Hace unas semanas, una niña, Nina, volvió al juzgado. «Su» expediente ya estaba archivado desde hacía más de dos años. Pero ella insistía en verme. Los agentes de seguridad, al principio, no entendían por qué.
Cuando la recibí, me dijo con una sonrisa que se me quedó grabada: “Solo vengo a mostrarte que aprendí a hacer la vertical sin miedo a ponerme de cabeza”. En efecto, durante el conflicto entre sus padres sobre dónde y con quién viviría, la mayor preocupación para ella era perderse la clase que más disfrutaba: educación física, porque soñaba con aprender a hacer la vertical sin temor a quedar cabeza abajo.

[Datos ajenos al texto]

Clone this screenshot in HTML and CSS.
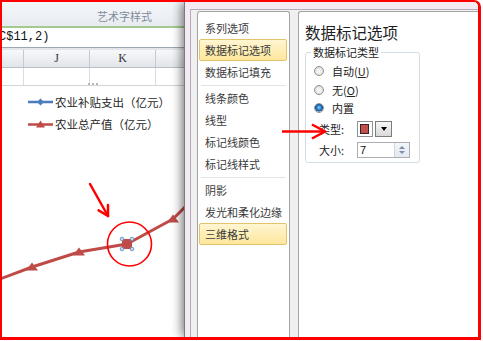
FILE: index.html
```html
<!DOCTYPE html>
<html lang="zh">
<head>
<meta charset="utf-8">
<title>数据标记选项</title>
<link rel="stylesheet" href="styles.css">
</head>
<body>
<div class="frame">
  <div class="sheet">
    <div class="ribbon"><span class="ribbon-label">艺术字样式</span></div>
    <div class="formula">C$11,2)</div>
    <div class="grid head">
      <div class="cell"></div><div class="cell">J</div><div class="cell">K</div><div class="cell last"></div>
    </div>
    <div class="grid body-row">
      <div class="cell"></div><div class="cell"></div><div class="cell"></div><div class="cell last"></div>
    </div>
    <div class="chart">
      <span class="handle"></span>
      <div class="legend">
        <div class="legend-item">
          <svg class="key" width="25" height="10" viewBox="0 0 25 10"><line x1="0" y1="5" x2="25" y2="5" stroke="#4a7ebb" stroke-width="2.5"/><polygon points="12.5,1.5 16,5 12.5,8.5 9,5" fill="#4a7ebb"/></svg>
          <span>农业补贴支出（亿元）</span>
        </div>
        <div class="legend-item">
          <svg class="key" width="25" height="10" viewBox="0 0 25 10"><line x1="0" y1="5.5" x2="25" y2="5.5" stroke="#be4b48" stroke-width="2.5"/><polygon points="12.5,1.5 17,8.5 8,8.5" fill="#be4b48"/></svg>
          <span>农业总产值（亿元）</span>
        </div>
      </div>
      <svg class="plot" width="183" height="250" viewBox="0 0 183 250">
        <polyline points="-2,193 30,181 77,166 125,158 171,133 192,112" fill="none" stroke="#be4b48" stroke-width="3" stroke-linejoin="round"/>
        <polygon points="30,176.5 36,184.5 24,184.5" fill="#be4b48"/>
        <polygon points="77,161.5 83,169.5 71,169.5" fill="#be4b48"/>
        <polygon points="171,128.5 177,136.5 165,136.5" fill="#be4b48"/>
        <rect x="120" y="153" width="10" height="10" fill="#be4b48"/>
        <g fill="#c8d7eb" stroke="#6e8fbd" stroke-width="0.9">
          <circle cx="120" cy="153" r="1.8"/>
          <circle cx="130" cy="153" r="1.8"/>
          <circle cx="120" cy="163" r="1.8"/>
          <circle cx="130" cy="163" r="1.8"/>
        </g>
        <circle cx="127.5" cy="158" r="22" fill="none" stroke="#ff0000" stroke-width="1.6"/>
        <line x1="88" y1="98" x2="106" y2="130" stroke="#ff0000" stroke-width="2.5" stroke-linecap="round"/>
        <polyline points="96.6,124.4 106,130 106,119" fill="none" stroke="#ff0000" stroke-width="2.5" stroke-linecap="round" stroke-linejoin="round"/>
      </svg>
    </div>
  </div>

  <div class="dialog">
    <div class="dialog-body">
      <ul class="nav">
        <li>系列选项</li>
        <li class="sel">数据标记选项</li>
        <li>数据标记填充</li>
        <li class="sep"></li>
        <li>线条颜色</li>
        <li>线型</li>
        <li>标记线颜色</li>
        <li>标记线样式</li>
        <li class="sep"></li>
        <li>阴影</li>
        <li>发光和柔化边缘</li>
        <li class="sel">三维格式</li>
      </ul>
      <div class="panel">
        <h1 class="title">数据标记选项</h1>
        <fieldset class="group">
          <legend>数据标记类型</legend>
          <div class="opt"><span class="radio"></span><span>自动(<u>U</u>)</span></div>
          <div class="opt"><span class="radio"></span><span>无(<u>O</u>)</span></div>
          <div class="opt"><span class="radio on"></span><span>内置</span></div>
          <div class="field">
            <span class="lbl">类型:</span>
            <span class="swatch"><span class="chip"></span></span>
            <span class="drop"><span class="tri"></span></span>
          </div>
          <div class="field size">
            <span class="lbl">大小:</span>
            <span class="num"><span class="val">7</span><span class="spin"><span class="up"></span><span class="down"></span></span></span>
          </div>
        </fieldset>
      </div>
    </div>
  </div>

  <svg class="note-arrow" width="50" height="24" viewBox="0 0 50 24">
    <line x1="2" y1="11.5" x2="45" y2="11.5" stroke="#ff0000" stroke-width="2.5"/>
    <polyline points="32,4.5 45,11.5 32,18.5" fill="none" stroke="#ff0000" stroke-width="2.5" stroke-linejoin="miter"/>
  </svg>
</div>
</body>
</html>
```

FILE: styles.css
```css
html, body {
  margin: 0;
  padding: 0;
  background: #ffffff;
}
body {
  width: 483px;
  height: 341px;
  overflow: hidden;
  font-family: "Noto Sans CJK SC", "Noto Sans", sans-serif;
}
.frame {
  position: relative;
  box-sizing: border-box;
  width: 481px;
  height: 340px;
  border: solid #ff0000;
  border-width: 2px 3px 3px 2px;
  border-top-right-radius: 7px;
  display: flex;
  overflow: hidden;
  background: #fff;
}

/* spreadsheet */
.sheet {
  width: 183px;
  flex-shrink: 0;
  display: flex;
  flex-direction: column;
}
.ribbon {
  height: 20px;
  padding: 4px 0 0 95px;
  background: linear-gradient(#f4f6f9, #e8ecf1);
  border-bottom: 2px solid #a2cc8f;
  display: flex;
  align-items: center;
}
.ribbon-label {
  font-size: 11px;
  color: #7f8b99;
  white-space: nowrap;
}
.formula {
  height: 19px;
  line-height: 19px;
  background: #fff;
  font-family: "Liberation Mono", monospace;
  font-size: 12px;
  color: #111;
  text-indent: -3px;
  white-space: nowrap;
  border-bottom: 1px solid #9ea7b1;
}
.grid {
  display: grid;
  grid-template-columns: 22px 66px 66px 1fr;
}
.head {
  height: 17px;
  border-top: 2px solid #e2e6eb;
  border-bottom: 1px solid #b8bec6;
  background: linear-gradient(#f7f8fa, #e2e5e9);
}
.head .cell {
  border-right: 1px solid #c4cad2;
  font-family: "Liberation Serif", serif;
  font-size: 12px;
  line-height: 17px;
  color: #333;
  text-align: center;
}
.body-row {
  height: 17px;
  background: #fff;
}
.body-row .cell {
  border-right: 1px solid #dadcdf;
}
.grid .cell.last {
  border-right: none;
}
.chart {
  flex: 1;
  position: relative;
  border-top: 1px solid #d4d4d4;
  padding: 5px 0 0 26px;
}
.handle {
  position: absolute;
  left: 86px;
  top: -3px;
  width: 10px;
  height: 0;
  border-top: 2px dotted #b8b8b8;
}
.legend {
  position: relative;
  z-index: 1;
}
.legend-item {
  height: 22px;
  display: flex;
  align-items: center;
  font-size: 11.5px;
  color: #262626;
  white-space: nowrap;
}
.key {
  margin-right: 2px;
  flex-shrink: 0;
}
.plot {
  position: absolute;
  left: 0;
  top: 0;
  overflow: visible;
}

/* dialog */
.dialog {
  flex: 1;
  position: relative;
  z-index: 1;
  display: flex;
  padding: 7px 0 0 5px;
  background: #f4eaf3;
  box-shadow: -1px 0 0 #7a7a7a, -3px 0 10px rgba(0, 0, 0, 0.55);
}
.dialog-body {
  flex: 1;
  display: flex;
  padding: 1px 0 0 6px;
  background: #f0f0f0;
  border-top: 1px solid #b4abbd;
  border-left: 1px solid #b4abbd;
}
.nav {
  width: 91px;
  margin: 0 8px 0 0;
  padding: 5px 0 0 0;
  list-style: none;
  background: #fff;
  border: 1px solid #a4a4a4;
  border-bottom: none;
  border-radius: 3px 3px 0 0;
}
.nav li {
  box-sizing: border-box;
  height: 22px;
  line-height: 20px;
  margin: 0 2px 0 1px;
  padding-left: 5px;
  border: 1px solid transparent;
  border-radius: 2px;
  font-size: 11px;
  color: #3a3a3a;
  white-space: nowrap;
}
.nav li.sel {
  border-color: #e4c46a;
  background: linear-gradient(#fff6d2, #fde79c);
}
.nav li.sep {
  height: 4px;
  border: none;
  margin: 0 3px;
  background: linear-gradient(#e3e3e3, #e3e3e3) center / 100% 1px no-repeat;
}
.panel {
  flex: 1;
  padding: 10px 0 0 6px;
  background: #fff;
  border: 1px solid #a4a4a4;
  border-right: none;
  border-bottom: none;
  border-radius: 3px 0 0 0;
}
.title {
  margin: 0;
  font-size: 15.5px;
  font-weight: normal;
  line-height: 20px;
  color: #1e1e1e;
  white-space: nowrap;
}
.group {
  box-sizing: border-box;
  width: 115px;
  margin: 3px 0 0 0;
  padding: 3px 0 3px 8px;
  border: 1px solid #d3dde4;
  border-radius: 3px;
}
.group legend {
  margin-left: -3px;
  padding: 0 2px;
  font-size: 11px;
  line-height: 14px;
  color: #222;
}
.opt {
  height: 18.5px;
  display: flex;
  align-items: center;
  gap: 8px;
  font-size: 11px;
  color: #222;
}
.opt u {
  text-decoration: underline;
}
.radio {
  box-sizing: border-box;
  width: 10px;
  height: 10px;
  border: 1px solid #909090;
  border-radius: 50%;
  background: radial-gradient(circle at 50% 55%, #fbfbfb 0, #e6e6e6 55%, #cfcfcf 100%);
  flex-shrink: 0;
}
.radio.on {
  background: radial-gradient(circle at 50% 45%, #8fd0ff 0, #2a86d6 35%, #144f8f 62%, #d8d8d8 70%, #cfcfcf 100%);
}
.field {
  height: 18px;
  margin-top: 2px;
  padding-left: 5px;
  display: flex;
  align-items: center;
  font-size: 11px;
  color: #222;
}
.field.size {
  margin-top: 3px;
}
.lbl {
  width: 38px;
  flex-shrink: 0;
}
.swatch {
  box-sizing: border-box;
  width: 16px;
  height: 16px;
  padding: 2px 0 0 2px;
  border: 1px solid #8a929a;
  background: #fff;
}
.chip {
  display: block;
  box-sizing: border-box;
  width: 9px;
  height: 10px;
  background: #c0504d;
  border: 1px solid #3b2020;
}
.drop {
  box-sizing: border-box;
  width: 17px;
  height: 16px;
  margin-left: 2px;
  border: 1px solid #7c7c7c;
  background: linear-gradient(#f7f7f7, #d9d9d9);
  display: flex;
  align-items: center;
  justify-content: center;
}
.tri {
  width: 0;
  height: 0;
  border-left: 3.5px solid transparent;
  border-right: 3.5px solid transparent;
  border-top: 4px solid #000;
}
.num {
  box-sizing: border-box;
  width: 53px;
  height: 16px;
  border: 1px solid #abadb3;
  display: flex;
  align-items: stretch;
  background: #fff;
}
.val {
  padding-left: 2px;
  font-family: "Liberation Sans", sans-serif;
  font-size: 11px;
  line-height: 14px;
  color: #111;
}
.spin {
  margin-left: auto;
  width: 14px;
  border-left: 1px solid #cfd6df;
  background: linear-gradient(#f3f6fa, #e3e9f0);
  display: flex;
  flex-direction: column;
  align-items: center;
  justify-content: center;
  gap: 2px;
}
.up, .down {
  width: 0;
  height: 0;
  border-left: 3px solid transparent;
  border-right: 3px solid transparent;
}
.up {
  border-bottom: 3px solid #7b8ea6;
}
.down {
  border-top: 3px solid #7b8ea6;
}

/* annotation arrow over the dialog */
.note-arrow {
  position: absolute;
  left: 278px;
  top: 118px;
  z-index: 2;
}
```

Durante aquel proceso, su vida —como la de muchos niños y niñas en medio de conflictos familiares— estaba «dada vuelta». Las discusiones por su residencia, el dolor de ver a sus adultos en tensión, la incertidumbre… todo era un mundo “de cabezas”.
Su visita, su insistencia en encontrarme, la razón que tenía en este tiempo para volver, su «vertical» perfecta, su sonrisa al despedirse «del todo» -como lo dijo-, no es solo una anécdota tierna. Es toda una lección. Porque ella transformó el miedo en juego, la inestabilidad en confianza, y el caos en aprendizaje.
¿Qué me enseñó, Nina?
Que, quienes trabajamos en justicia de familia muchas veces tenemos el privilegio —y la responsabilidad— de acompañar estas transiciones. Lo que decidimos tiene impacto real. Pero también lo tiene cómo nos vinculamos, cómo escuchamos, cómo podemos acompañar para que el conflicto sea desactivado. Y hasta cómo somos recordados.
Nina vino a enseñarme que incluso cuando todo parece al revés, hay algo que puede sostenernos: la confianza construida.
Porque aun cuando el expediente se cierra, los procesos personales siguen. Y escuchar a conciencia, también es una forma de abrazar con justicia.
PD: Nina es un nombre ficticio. La historia real. La enseñanza también.